Now we use the approximative evolution operator for the linearised Euler equations to construct an Active Flux method for the two-dimensional Euler equations, i.e. for the nonlinear system

$$\begin{aligned} \partial _t {\textbf{q}} + \partial _x f({\textbf{q}}) + \partial _y g({\textbf{q}}) = {\textbf{0}}, \end{aligned}$$
(35)

with \({\textbf{q}} = (\rho , \rho u, \rho v, E)^T\),

$$\begin{aligned} f({\textbf{q}}) = \left( \begin{array}{c} \rho u \\ \rho u^2 + p \\ \rho u v \\ u(E+p) \end{array}\right) , \quad g({\textbf{q}}) = \left( \begin{array}{c} \rho v \\ \rho u v \\ \rho v^2 + p\\ v(E+p)\end{array}\right) \end{aligned}$$
(36)

and the ideal gas equation of state

$$\begin{aligned} E = \frac{p}{\gamma -1} + \frac{1}{2} \rho (u^2 + v^2). \end{aligned}$$
(37)

Our Active Flux method for the Euler equations uses the conservative form (35) for the update of the cell average values of the conserved variables and local linearisations of the form (31), (32), to compute the evolution of the point values of the primitive variables using the method of bicharacteristics. This is in analogy to the lower order finite volume methods proposed by Lukáčová-Medvid’ová et al. [23]. In [1], Abgrall proposed a method for the one-dimensional Euler equations which also combines the evolution of conservative and primitive variables. It is a semi-discrete method and the use of a higher order accurate ode solver increases the stencil. Our method instead is fully discrete and thus uses a local stencil in space and time.

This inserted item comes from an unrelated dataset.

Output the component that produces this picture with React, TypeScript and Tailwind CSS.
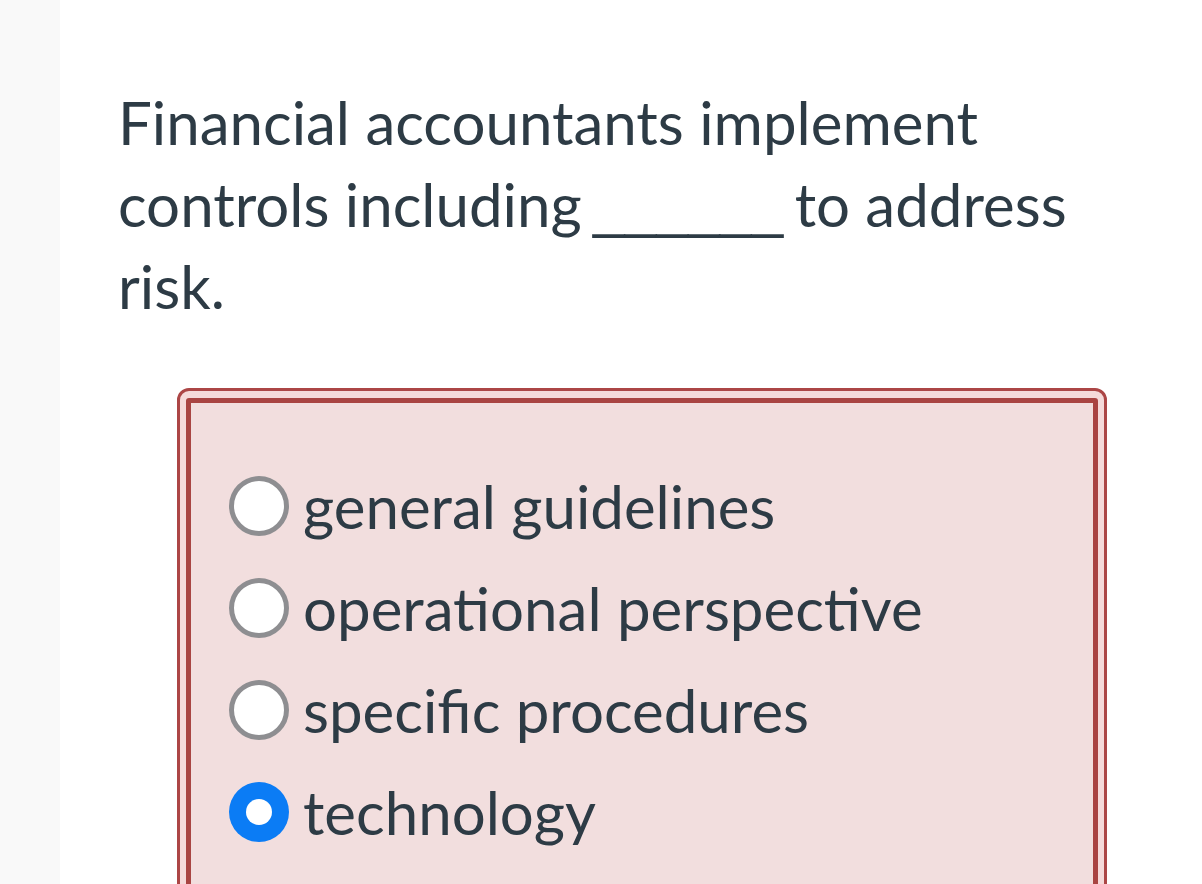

In our description of the method we denote with Q approximations of the conservative variables \((\rho , \rho u, \rho v, E)^T\) and with U approximations of the primitive variables \((\rho , u, v, p)^T\). The conservative variables are updated using a finite volume approach

$$\begin{aligned} Q_{ij}^{n+1} = Q_{ij}^n - \frac{\Delta t}{\Delta x} \left( F_{i+\frac{1}{2},j} -F_{i-\frac{1}{2},j} \right) - \frac{\Delta t}{\Delta y} \left( G_{i,j+\frac{1}{2}} - G_{i,j-\frac{1}{2}}\right) , \end{aligned}$$

where the numerical fluxes are calculated using Simpson’s rule. The horizontal flux, for example, is computed using

$$\begin{aligned} \begin{aligned} F_{i+\frac{1}{2},j}&= \frac{1}{36} \left( f\left( U_{i+\frac{1}{2},j-\frac{1}{2}}^n\right) + 4 f\left( U_{i+\frac{1}{2},j}^n\right) + f\left( U_{i+\frac{1}{2},j+\frac{1}{2}}^n\right) \right. \\&\left. \quad +\, 4 f\left( U_{i+\frac{1}{2},j-\frac{1}{2}}^{n+\frac{1}{2}}\right) + 16 f\left( U_{i+\frac{1}{2},j}^{n+\frac{1}{2}}\right) + 4 f\left( U_{i+\frac{1}{2},j+\frac{1}{2}}^{n+\frac{1}{2}}\right) \right. \\&\left. \quad +\, f\left( U_{i+\frac{1}{2},j-\frac{1}{2}}^{n+1}\right) + 4 f\left( U_{i+\frac{1}{2},j}^{n+1}\right) + f\left( U_{i+\frac{1}{2},j+\frac{1}{2}}^{n+1}\right) \right) . \end{aligned} \end{aligned}$$
(38)

To compute these numerical fluxes, we use point values of \(\rho \), u, v and p along the grid cell boundary at times \(t_n\), \(t_{n+\frac{1}{2}}\) and \(t_{n+1}\). We assume that the point values of the primitive and conservative variables at time \(t_n\) are known. Point values of \(\rho \), u, v and p at the intermediate and the new time level are computed using the approximative evolution formula for the linearised Euler equations (33). Using these point values we then compute

$$\begin{aligned} f\left( U_{i+\frac{1}{2},j}^{n+\frac{1}{2}}\right) = \left( \begin{array}{c} \rho _{i+\frac{1}{2},j}^{n+\frac{1}{2}}\\ \rho _{i+\frac{1}{2},j}^{n+\frac{1}{2}} u_{i+\frac{1}{2},j}^{n+\frac{1}{2}} \\[0.2cm] \rho _{i+\frac{1}{2},j}^{n+\frac{1}{2}} v_{i+\frac{1}{2},j}^{n+\frac{1}{2}} \\ \frac{1}{\gamma -1} p_{i+\frac{1}{2},j}^{n+\frac{1}{2}} + \frac{1}{2} \rho _{i+\frac{1}{2},j}^{n+\frac{1}{2}} \left( \left( u_{i+\frac{1}{2},j}^{n+\frac{1}{2}}\right) ^2 +\left( v_{i+\frac{1}{2},j}^{n+\frac{1}{2}}\right) ^2\right) \end{array} \right) \end{aligned}$$

and analogously all the other terms on the right hand side of (38).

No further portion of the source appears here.